Cette réunion d’une multitude d’acteurs Européens a aussi été l’occasion de réunir les membres du Mouvement européen pour l’eau, un réseau d’organisations qui intervient sur les politiques de l’eau au niveau européen. Interpeller et former les élus par rapport à ces sujets est crucial dans le contexte des renégociations de la directive-cadre de l’eau de 2000.
Rappelons que la Coordination EAU Île-de-France a été à l’origine de la reconnaissance de Paris en tant que Communauté Bleue en 2016. En effet, Paris est exemplaire dans l’accès à l’eau qu’elle donne à ses habitants avec ses 1152 fontaines et la transparence de sa gestion publique de l’eau.
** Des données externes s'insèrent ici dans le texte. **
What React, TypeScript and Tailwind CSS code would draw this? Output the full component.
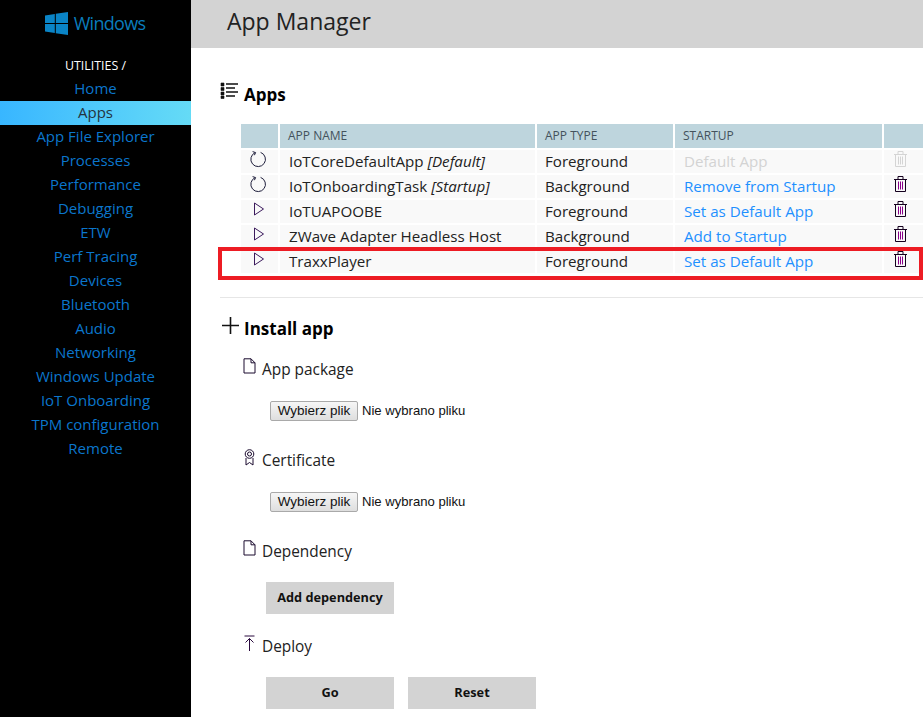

A la suite de cette reconnaissance, la Mairie de Paris ainsi qu’Eau de Paris soutiennent un projet découlant des Communautés Bleues: les Universités Bleues.
Les universités bleues
En reconnaissant le droit humain à l’eau, en ayant un accès gratuit et pratique à l’eau grâce à l’installation de fontaines à eau directement branchées sur le réseau de distribution, et en arrêtant la distribution et la vente de bouteilles d’eau en plastique sur ses campus, une université pourra ainsi acquérir le label “Université Bleue”. Ce label permettra une reconnaissance internationale et de fortes retombées médiatiques grâce au lien direct des Communautés Bleues. En effet, d’autres universités à travers le monde sont déjà reconnues Communautés Bleues: l’université de McGill à Montréal, et les universités de Berne et de St. Gallen notamment ont reçu cette certification.
Des étudiant.e.s motivé.e.s de 13 campus d’Île-de-France sont déjà mobilisé.e.s et lancent en ce moment des études et enquêtes socio-économiques et environnementales par rapport à l’utilisation des eaux embouteillées sur leurs campus. Des campagnes de communication seront aussi lancées en janvier afin de sensibiliser les universitaires aux problématiques de l’eau et de déconstruire les idées reçues que nous avons accumulés au sujet de l’eau courante.
La réunion des Communautés Bleues a aussi permis la présentation de ce projet à une échelle plus importante.